Date: Fri, 17 Sep 1999 15:01:04 +0200
From: "Pierre CREGUT - FT . BD/CNET/DTL/MSV" <pierre.cregut@cnet.francetelecom.fr>
To: Xavier Leroy <Xavier.Leroy@inria.fr>
Subject: Re: Parameterized signatures needed ?
In-Reply-To: <19990916185939.24663@pauillac.inria.fr>; from Xavier Leroy on Thu, Sep 16, 1999 at 06:59:39PM +0200
> This looks less natural to me. A very limited form of "row
> polymorphism" can already be expressed with module type parameters and
> sub-structures, as in:
>
> module d(X:sig
> module type X
> module F(a:A) : sig
> module b: sig type t module M: X end
> module c:C with type t = b.t
> end
> end) : ...
>
> but it's very limited and not really practical.
>
Only because you cannot express sharing type constraints on M because X is
abstract. As it is written, you have
a module b with a type t and a contents that does not use it. You can
also write [module b : sig type t include X end]
but this does not solve the problem and it express more than you want.
All I would like to say is if there is a t used in X then it has to be
this C.t but I do not require t to exist. But the [with type] construct adds
that t must exist and must be immediately checkable.

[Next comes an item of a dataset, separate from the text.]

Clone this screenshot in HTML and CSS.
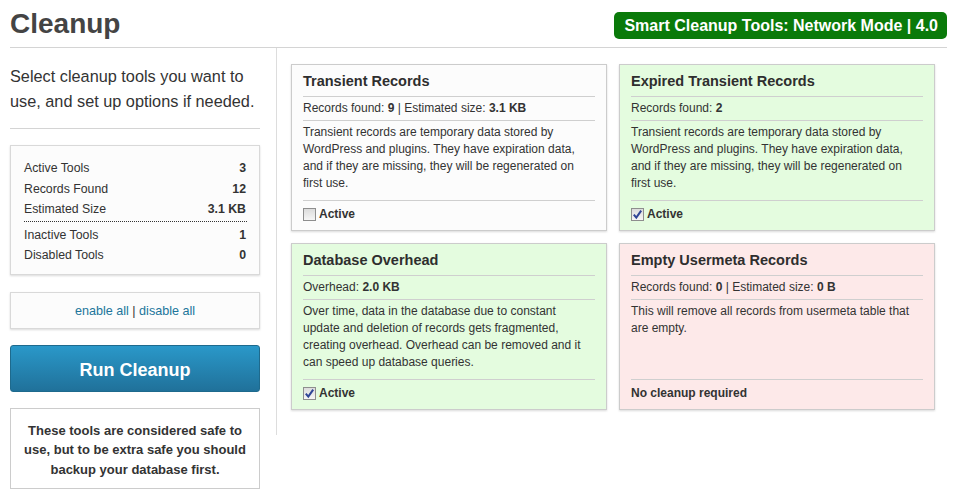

So in fact there are two solutions :
- allow [X with type t = C.t] even if X is abstract and may not have a t
component : it means that if X is realized by a signature with
a type t then we add the constraint t = C.t
- X(t) (the solution proposed in my first post) : then the type does not need
to be named t in X(t) as we can say module type X(t) = sig type u = t end
The first solution is more limited but adds no syntax. It just requires a
special treatment of defered constraints for abstract signature when X
is given an actual value.
I am not sure it is strictly related with subtyping. It deals only with
the stamp calculus, not with the visibility of components.